進一步比較不同水期下的污染物通量空間分布發現:高錳酸鹽指數不同水期入江通量主要來源均為干流,豐水期干流入江通量貢獻達到55.7%,枯水期干流入江通量貢獻超過80%。氨氮入江通量貢獻中,豐水期以支流為主,枯水期以干流為主,但兩者的貢獻占比相差不大;總磷入江通量豐水期主要來自支流,枯水期主要來自于干流。在時空分布上,枯水期污染物通量均以干流貢獻為主;豐水期高錳酸鹽指數通量主要來自于干流,氨氮、總磷通量主要來自于支流,這與污染物年通量空間分布規律一致,也進一步說明了漢江襄陽河段污染物通量的消減重點在于做好豐水期的污染物防治。
3.3 污染物通量平衡分析
3.3.1 流量平衡分析
為說明污染物通量入江/出江平衡情況,首先要對入江/出江流量平衡進行分析計算。因為所取時段相同,直接將入江斷面月均流量之和與出江斷面月均流量進行比較,以流量平衡來比擬水量平衡。由圖5可以看出,2017年漢江襄陽河段入江流量略大于出江流量,年均流量入江/出江比值為1.03,豐水期月均流量入江/出江比值為1.03,枯水期為1.04。
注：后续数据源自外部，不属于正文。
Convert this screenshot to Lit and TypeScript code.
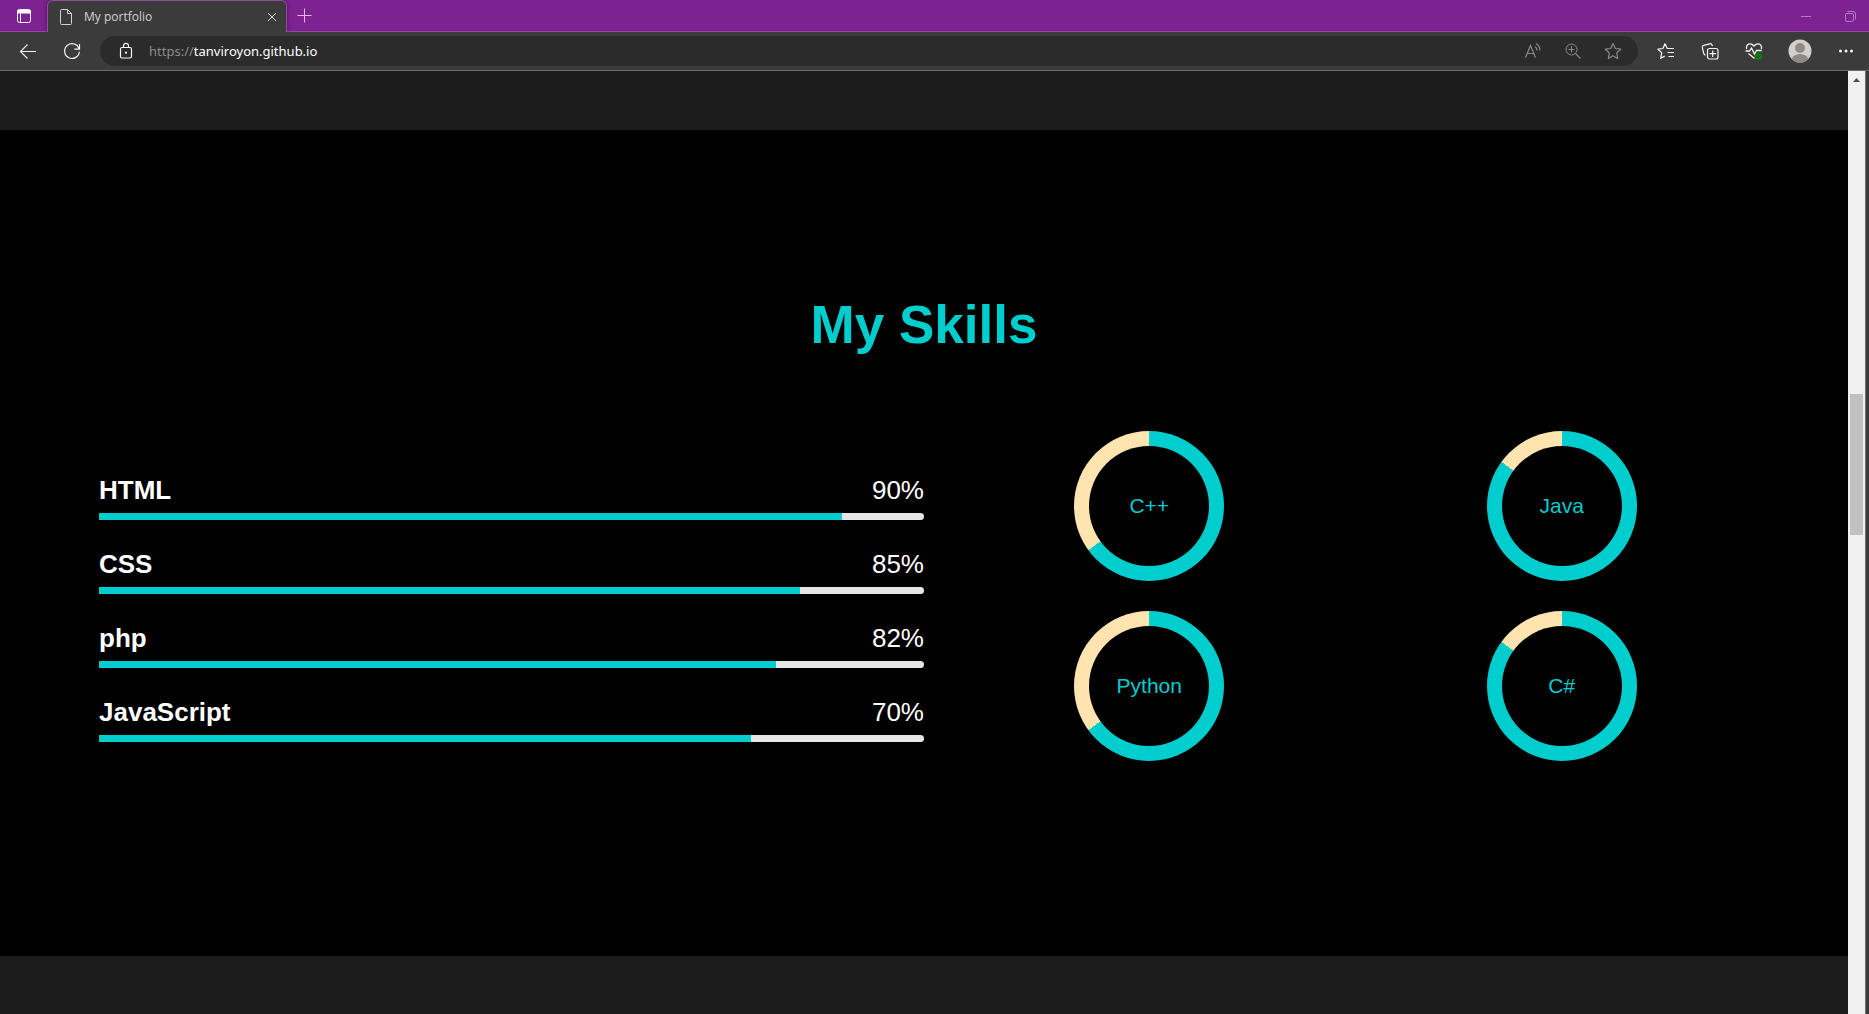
import { LitElement, html, css, svg } from "lit";
import { customElement, property } from "lit/decorators.js";

interface Skill {
  name: string;
  label: string;
  fill: number;
}

const BARS: Skill[] = [
  { name: "HTML", label: "90%", fill: 90 },
  { name: "CSS", label: "85%", fill: 85 },
  { name: "php", label: "82%", fill: 82 },
  { name: "JavaScript", label: "70%", fill: 79 },
];

const RINGS = [
  { name: "C++", fill: 65 },
  { name: "Java", fill: 85 },
  { name: "Python", fill: 65 },
  { name: "C#", fill: 85 },
];

const GLYPHS = {
  tabs: svg`<rect x="3.5" y="3.5" width="13" height="13" rx="2"/><path d="M3.5 4.5h13v2.5h-13z" fill="currentColor"/><path d="M6.5 7v9.5"/>`,
  file: svg`<path d="M5.5 2.5h6l4 4v10a1 1 0 0 1-1 1h-9a1 1 0 0 1-1-1v-13a1 1 0 0 1 1-1zM11.5 2.5v4h4"/>`,
  close: svg`<path d="M6 6l8 8M14 6l-8 8"/>`,
  plus: svg`<path d="M10.5 3.5v14M3.5 10.5h14"/>`,
  minimise: svg`<path d="M5 10.5h10"/>`,
  restore: svg`<rect x="5.5" y="7.5" width="8" height="8" rx="1.5"/><path d="M7.5 5.5h5.5a2.5 2.5 0 0 1 2.5 2.5v5.5"/>`,
  back: svg`<path d="M18 10.5H2.5M9.5 3.5l-7 7 7 7" stroke-width="1.1"/>`,
  reload: svg`<path d="M17.2 8.200A7.4 7.4 0 1 0 17.4 10.8M17.5 3v5.2h-5.2" stroke-width="1.2"/>`,
  lock: svg`<rect x="4.5" y="6.5" width="11" height="10.5" rx="1.5" stroke-width="1.2"/><path d="M7.500 6.5V4.800a2.500 2.500 0 0 1 5 0v1.7" stroke-width="1.2"/><circle cx="10" cy="11.7" r="1.1" fill="currentColor" stroke="none"/>`,
  read: svg`<path d="M2.500 16.500L7.500 4.500l5 12M4.200 12.500h6.600M12 5.500a5 5 0 0 1 2 4M13 2.500a8 8 0 0 1 4 7" stroke-width="1.2"/>`,
  zoom: svg`<circle cx="8.500" cy="8.500" r="5.500"/><path d="M12.500 12.500l5 5M8.500 5.500v6M5.500 8.500h6" stroke-width="1.1"/>`,
  star: svg`<path d="M10 2.500l2.300 5 5.400.7-4 3.800 1 5.500L10 14.800l-4.700 2.700 1-5.500-4-3.800 5.400-.7z" stroke-width="1.2" stroke-linejoin="round"/>`,
  favorites: svg`<path d="M12.200 7.500H11.300L9 2.700 6.900 7.500l-4.900.7 3.700 3.600-1 5.500 4-2.200M11.500 7.500H18M11.500 11.500H18M12.500 15.500H18" stroke-width="1.2" stroke-linejoin="round"/>`,
  collections: svg`<rect x="7.500" y="7.500" width="10.500" height="10.500" rx="2" stroke-width="1.2"/><path d="M12.700 9.500v6.500M9.500 12.700h6.500M5.600 14a2 2 0 0 1-1.800-1.500L2.300 6.700a2 2 0 0 1 1.400-2.300l6-1.600a2 2 0 0 1 2.400 1.400l.3 1" stroke-width="1.2"/>`,
  health: svg`<path d="M2.600 8C1.800 4.500 4 2.900 6 2.900c1.800 0 3 1 4 2.100 1-1.100 2.200-2.100 4-2.100 2 0 4.200 1.600 3.400 5.100M1.500 10h4L7.500 7l3 6 2-3.500h5.300M4.500 12.500l6 5" stroke-width="1.3"/><circle cx="14.500" cy="15.500" r="3.800" fill="#0f7a10" stroke="none"/><path d="M12.800 15.700l1.200 1.100 2.200-2.400" stroke="#0a4f0c"/>`,
  more: svg`<g fill="currentColor" stroke="none"><circle cx="4.500" cy="10" r="1.500"/><circle cx="10" cy="10" r="1.500"/><circle cx="15.500" cy="10" r="1.500"/></g>`,
};

const glyph = (name: keyof typeof GLYPHS) => html`<svg
  class="glyph"
  viewBox="0 0 20 20"
  fill="none"
  stroke="currentColor"
  aria-hidden="true"
>${GLYPHS[name]}</svg>`;

const controls = css`
  :host {
    display: block;
    font-family: "Open Sans", "Noto Sans", sans-serif;
  }
  * {
    box-sizing: border-box;
  }
  button {
    display: flex;
    align-items: center;
    justify-content: center;
    flex: none;
    margin: 0;
    padding: 0;
    border: 0;
    background: none;
    color: inherit;
    font: inherit;
  }
  .glyph {
    display: block;
    flex: none;
    width: 20px;
    height: 20px;
  }
`;

@customElement("tab-strip")
export class TabStrip extends LitElement {
  static styles = [
    controls,
    css`
      .strip {
        display: flex;
        height: 32px;
        background: #7d2291;
        box-shadow: inset 0 -1px #8f4d9c;
        color: #fff;
      }
      .switcher {
        width: 47px;
        height: 32px;
      }
      .tab {
        display: flex;
        align-items: center;
        width: 240px;
        height: 32px;
        padding: 0 4px 0 8px;
        border: 1px solid #8f4d9c;
        border-bottom: 0;
        border-radius: 6px 6px 0 0;
        background: #3b3b3b;
        box-shadow: 0 0 4px #4d125c;
        clip-path: inset(0 -6px 0 -6px);
        color: #d2d2d2;
      }
      .title {
        flex: 1;
        padding-left: 8px;
        font-size: 12px;
        line-height: 16px;
      }
      .close {
        width: 20px;
        height: 30px;
      }
      .add {
        width: 34px;
        height: 30px;
        color: #dcb8e2;
      }
      .window {
        display: flex;
        margin-left: auto;
        color: #b07bbc;
      }
      .window button {
        width: 50px;
        height: 32px;
      }
      .window .last {
        width: 38px;
      }
    `,
  ];

  render() {
    return html`
      <div class="strip">
        <button class="switcher" aria-label="Tab actions">${glyph("tabs")}</button>
        <div class="tab">
          ${glyph("file")}
          <span class="title">My portfolio</span>
          <button class="close" aria-label="Close tab">${glyph("close")}</button>
        </div>
        <button class="add" aria-label="New tab">${glyph("plus")}</button>
        <div class="window">
          <button aria-label="Minimize">${glyph("minimise")}</button>
          <button class="last" aria-label="Restore">${glyph("restore")}</button>
        </div>
      </div>
    `;
  }
}

@customElement("address-bar")
export class AddressBar extends LitElement {
  static styles = [
    controls,
    css`
      .bar {
        display: flex;
        align-items: center;
        height: 39px;
        padding: 0 1px 0 6px;
        border-bottom: 1px solid #6c6c6c;
        background: #3b3b3b;
        color: #f4f4f4;
      }
      .tool {
        width: 44px;
        height: 38px;
      }
      .field {
        display: flex;
        align-items: center;
        flex: 1;
        min-width: 0;
        height: 30px;
        margin: 0 6px;
        padding: 0 5px 0 6px;
        border-radius: 15px;
        background: #2b2b2b;
        font-family: "Noto Sans", "Open Sans", sans-serif;
        font-size: 13px;
        line-height: 20px;
      }
      .inner {
        width: 40px;
        height: 30px;
      }
      .scheme {
        padding-left: 3px;
        color: #8b8b8b;
      }
      .url {
        flex: 1;
        min-width: 0;
        padding: 0;
        border: 0;
        outline: 0;
        background: none;
        color: #fff;
        font: inherit;
      }
      .dim {
        color: #8b8b8b;
      }
      .profile {
        width: 48px;
        height: 38px;
      }
      .avatar {
        display: block;
        width: 24px;
        height: 24px;
      }
    `,
  ];

  render() {
    return html`
      <div class="bar">
        <button class="tool" aria-label="Back">${glyph("back")}</button>
        <button class="tool" aria-label="Refresh">${glyph("reload")}</button>
        <div class="field">
          <button class="inner" aria-label="Site information">${glyph("lock")}</button>
          <label class="scheme" for="url">https://</label>
          <input class="url" id="url" type="text" .value=${"tanviroyon.github.io"} />
          <button class="inner dim" aria-label="Read aloud">${glyph("read")}</button>
          <button class="inner dim" aria-label="Zoom">${glyph("zoom")}</button>
          <button class="inner dim" aria-label="Add to favorites">${glyph("star")}</button>
        </div>
        <button class="tool" aria-label="Favorites">${glyph("favorites")}</button>
        <button class="tool" aria-label="Collections">${glyph("collections")}</button>
        <button class="tool" aria-label="Browser essentials">${glyph("health")}</button>
        <button class="profile" aria-label="Profile">
          <svg class="avatar" viewBox="0 0 24 24" aria-hidden="true">
            <clipPath id="disc"><circle cx="12" cy="12" r="11.5" /></clipPath>
            <circle cx="12" cy="12" r="11.5" fill="#d3d0cc" />
            <circle cx="12" cy="9" r="5" fill="#8e8a86" />
            <ellipse cx="12" cy="21" rx="8.5" ry="6" fill="#8e8a86" clip-path="url(#disc)" />
          </svg>
        </button>
        <button class="tool" aria-label="Settings and more">${glyph("more")}</button>
      </div>
    `;
  }
}

@customElement("skill-bar")
export class SkillBar extends LitElement {
  @property({ attribute: false }) skill!: Skill;

  static styles = css`
    :host {
      display: block;
      font-size: 26px;
      line-height: 30px;
      color: #fff;
    }
    .head {
      display: flex;
      justify-content: space-between;
      padding-bottom: 8px;
    }
    .name {
      font-weight: 700;
    }
    .track {
      height: 7px;
      border-radius: 0 4px 4px 0;
      overflow: hidden;
      background: #e6e6e6;
    }
    .fill {
      height: 7px;
      background: #00cdcd;
    }
  `;

  render() {
    const { name, label, fill } = this.skill;
    return html`
      <div class="head"><span class="name">${name}</span><span>${label}</span></div>
      <div class="track"><div class="fill" style="width:${fill}%"></div></div>
    `;
  }
}

@customElement("skill-ring")
export class SkillRing extends LitElement {
  @property() name = "";
  @property({ type: Number }) fill = 0;

  static styles = css`
    :host {
      display: block;
    }
    .ring {
      display: grid;
      place-items: center;
      width: 150px;
      height: 150px;
      border-radius: 50%;
    }
    .hole {
      display: grid;
      place-items: center;
      width: 120px;
      height: 120px;
      border-radius: 50%;
      background: #000;
      color: #00cdcd;
      font-size: 21px;
      line-height: 24px;
    }
  `;

  render() {
    return html`
      <div class="ring" style="background:conic-gradient(#00cdcd ${this.fill}%, #ffe4b0 0)">
        <div class="hole">${this.name}</div>
      </div>
    `;
  }
}

@customElement("app-root")
export class AppRoot extends LitElement {
  static styles = css`
    :host {
      display: flex;
      flex-direction: column;
      min-height: 100vh;
      background: #1b1b1b;
      font-family: "Liberation Sans", Arial, sans-serif;
    }
    * {
      box-sizing: border-box;
    }
    .viewport {
      display: flex;
      flex: 1;
      border-right: 3px solid #3b3b3b;
    }
    .page {
      flex: 1;
      min-width: 0;
      padding-top: 59px;
    }
    .skills {
      padding: 163px 80px 195px 99px;
      background: #000;
    }
    .heading {
      margin: 0;
      padding-right: 19px;
      text-align: center;
      color: #00cdcd;
      font-size: 53px;
      line-height: 64px;
    }
    .columns {
      display: grid;
      grid-template-columns: 1fr 1fr;
      column-gap: 19px;
      align-items: center;
      padding-top: 74px;
    }
    .bars {
      display: grid;
      row-gap: 29px;
      padding-top: 24px;
    }
    .rings {
      display: grid;
      grid-template-columns: 1fr 1fr;
      row-gap: 30px;
      justify-items: center;
    }
    .scrollbar {
      display: flex;
      flex-direction: column;
      align-items: center;
      width: 18px;
      border-right: 1px solid #6c6c6c;
      background: #f1f1f1;
    }
    .arrow {
      width: 7px;
      height: 4px;
      margin: 7px 0 312px;
      background: #505050;
      clip-path: polygon(50% 0, 100% 100%, 0 100%);
    }
    .thumb {
      width: 13px;
      height: 141px;
      background: #c1c1c1;
    }
  `;

  render() {
    return html`
      <tab-strip></tab-strip>
      <address-bar></address-bar>
      <div class="viewport">
        <main class="page">
          <section class="skills">
            <h1 class="heading">My Skills</h1>
            <div class="columns">
              <div class="bars">
                ${BARS.map((s) => html`<skill-bar .skill=${s}></skill-bar>`)}
              </div>
              <div class="rings">
                ${RINGS.map((r) => html`<skill-ring name=${r.name} fill=${r.fill}></skill-ring>`)}
              </div>
            </div>
          </section>
        </main>
        <div class="scrollbar" aria-hidden="true">
          <div class="arrow"></div>
          <div class="thumb"></div>
        </div>
      </div>
    `;
  }
}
總體來看,2017年漢江襄陽河段入江/出江流量基本平衡,崔家營大壩對水量的調蓄影響基本可以忽略。
3.3.2 通量平衡分析
表2比較了污染物年通量入江/出江比值。由表2可知,高錳酸鹽指數、氨氮、總磷3個指標均表現為入江通量大于出江通量。豐水期通量與年通量情況相似,表現為入江通量大于出江通量,但豐水期通量入江/出江比值大于年通量比值,尤其是氨氮豐水期入江通量約為出江通量的2倍。枯水期通量情況則完全不同,表現為入江通量小于出江通量,其中高錳酸鹽指數和總磷入江通量與出江通量接近于平衡狀態,氨氮入江通量則明顯小于出江通量。綜合來看,漢江襄陽河段污染物通量表現為入江大于出江,這與許多研究得出的湖泊入出湖通量平衡結果完全相反[13-15]。由于未計算區間產流及相應污染物通量、未計算內源污染等原因,通常入湖通量小于出湖通量[13]。對于漢江襄陽河段來說,入江通量大于出江通量可能是由于:①梯級大壩攔截對水體流動性造成影響[16],流速減緩加速了水中污染物沉降,崔家營大壩相當于起到了污染物攔截的作用,在豐水期效果尤為明顯;②在物理降解、生物轉化等河流自凈作用下,出江通量應小于入江通量。
3.4 污染源類型分析
一般情況下,點源污染類型,濃度多與流量呈負相關;非點源類型,濃度多與流量呈正相關;點源、非點源混合類型,濃度與流量較為復雜,可能呈正相關、負相關、無關的情況[17-18]。2017年漢江襄陽河段各斷面水質與水量的Person相關系數見表3。從漢江襄陽河段各斷面水質與水量相關性來看,僅有劉灣渡口斷面高錳酸鹽指數,雙溝斷面高錳酸鹽指數、氨氮,以及新集斷面氨氮和總磷表現出水質水量呈顯著正相關,應以非點源污染類型為主;其他參數雖然多呈現出正相關,但相關性不顯著,應是受點源、非點源污染共同作用影響。隨著漢江流域實施最嚴格水資源管理和河長制建設的推進,漢江襄陽河段點源污染得到有效改善,建議相關部門加強非點源污染治理,尤其是豐水期的面源污染防治。
4 結 論
(1)漢江襄陽河段各斷面污染物通量主要來自于豐水期。在空間分布上,高錳酸鹽指數入江通量主要來自于干流,氨氮和總磷入江通量主要來自于支流。豐水期入江污染物通量空間分布與年通量分布一致,而枯水期污染物通量均以干流貢獻為主。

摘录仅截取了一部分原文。